7/16/26 Thursday Mid w/Raymond
Notes about the shift in general: When I arrived, the dumpster was closed and locked. I walked the store and confirmed inventory. I entered the BEK, Houston Deli and Sofo truck orders. I picked up milk that will carry us through the weekend. I spoke to the Sofo Rep regarding pricing. I checked the credit tracker and we are all caught up at this time. The shift started slow and then picked up slightly at 7:00 p.m. Breaks started at 6:00 p.m. and ended at 7:30 p.m. All team members took their breaks.
Next shift be on the lookout for:
The Tech that will be in to work on the ceiling in the dough area at 6:00 a.m.
1. How many pies did we run on the timesheet?
4/5
2. KMOD stuff:
* Please continue to challenge PAR bake on the house pies.
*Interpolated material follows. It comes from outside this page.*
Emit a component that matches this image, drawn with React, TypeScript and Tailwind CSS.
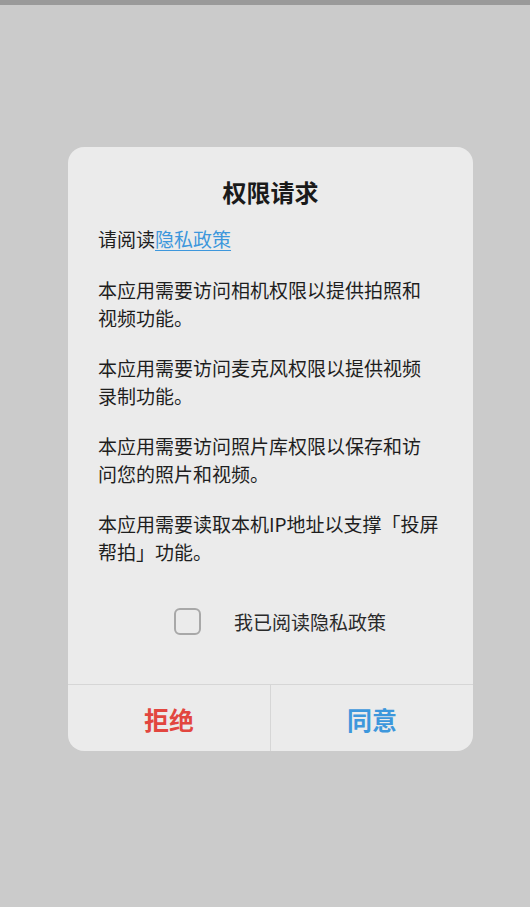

* FOH please go over the deferred orders with the k-mods.
* Please remember to keep the Marsal slice tracker updated.
* Please ensure that the cooks are not splashing water on the employee restroom door. The door was changed last year and needs to be changed again. I spoke with Meredith and sent a picture and instructions to the team via 7Shift.
3. Food stuff:
* Sicilian pies had a nice rise, and a light taste.
* Whole pies were looking very nice.
* Salad dressings tasted and were approved.
* Please continue to complete temperature checks on all items
07/18 Saturday
6:30 PM - Ammie Rupani - 9 Pizzas **NOT YET CONFIRMED** LM
4. Sales for the shift: $2,051
5. Labor for the shift: 19%
People:
Dough/Dish: Meredith
Prep: N/A
Z1R: Juan Carlos
Z2R: Evan
Z3R:
Z3R: Gabino
Z1M:
Z2M:
Z3M
Z4M: Ramona
Sub/Salad: Evelin
6. How did you show love? Again, I thanked the team for working on prep
Notes for FOH: Slices were moving quickly and there was good communication between the BOH and FOH.